MS Student Carly Campbell Advocates for Compassion in Palliative Care
May 2, 2022
“My hope, for when I graduate from CNHP, is that I will be able to take the skills, ideas and concepts I’ve learned to treat the whole patient with compassionate care,” says Carly Campbell, BSN, and current graduate student in the MS in Complementary and Integrative Health program. Campbell currently serves as an oncology nurse and balances her career with advancing her studies at Drexel.
As a full-time nurse, in addition to master’s student, Campbell is aware of the current challenges facing nursing in 2022, and yet she remains hopeful that new perspectives on persistent health inequities may lead to more robust and individualized care for patients.
“Everything can feel rushed in a hospital,” Campbell notes. “It can be such a challenge to delivering quality care. And yet, I am someone who has always believed that I am treating a whole person. They are not just their disease.”
Campbell was drawn to Drexel’s College of Nursing and Health Professions for her graduate studies because the Complementary and Integrative Health program offered her the opportunity to study health and wellness from internationally recognized leaders in the field. This evidence-based program provides health care professionals with the tools to assess, guide and evaluate patients by merging complementary and integrative health practices into the framework of conventional clinical practice. Coursework explores topics such as phytomedicine, functional nutrition and mind/body modalities, providing a solid foundation in core competencies, as well as a theoretical basis for applying these practices.
“Take cancer, for example,” Campbell suggests. “If you receive a cancer diagnosis, you may also receive a chemotherapy treatment plan. We have chemo for a reason, and yet we also have mindfulness, meditation, essential oils, yoga and more. These interventions are common in other countries and have been practiced for centuries. It is considered ‘novel’ in the United States, and yet, my program at Drexel highlights how these are also options for patients.”

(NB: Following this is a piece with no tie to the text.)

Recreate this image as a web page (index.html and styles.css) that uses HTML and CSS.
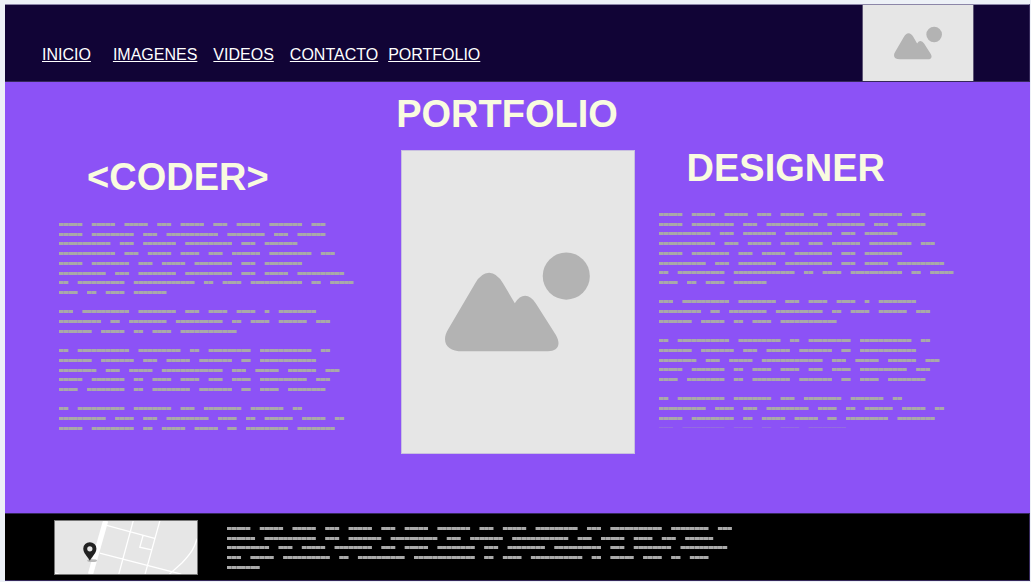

Campbell says that one of the biggest surprises of her nursing career so far has been a passion for palliative care. While some may see a challenging diagnosis or long-term treatment plan, Campbell sees an opportunity to grow her communication skills as a nurse to best learn about and tend to the multi-faceted needs of her patients.
“I love palliative care,” Campbell shares. “While I didn’t anticipate becoming such a passionate advocate for palliative care education, it has become one of my favorite areas of healthcare.”
From her graduate studies, Campbell is learning how to stitch together Western medicine’s tools, techniques and procedures with international perspectives on wellness and healing. “When you take a complimentary approach to palliative care,” Campbell concludes, “You can really help patients live their best, most comfortable lives.”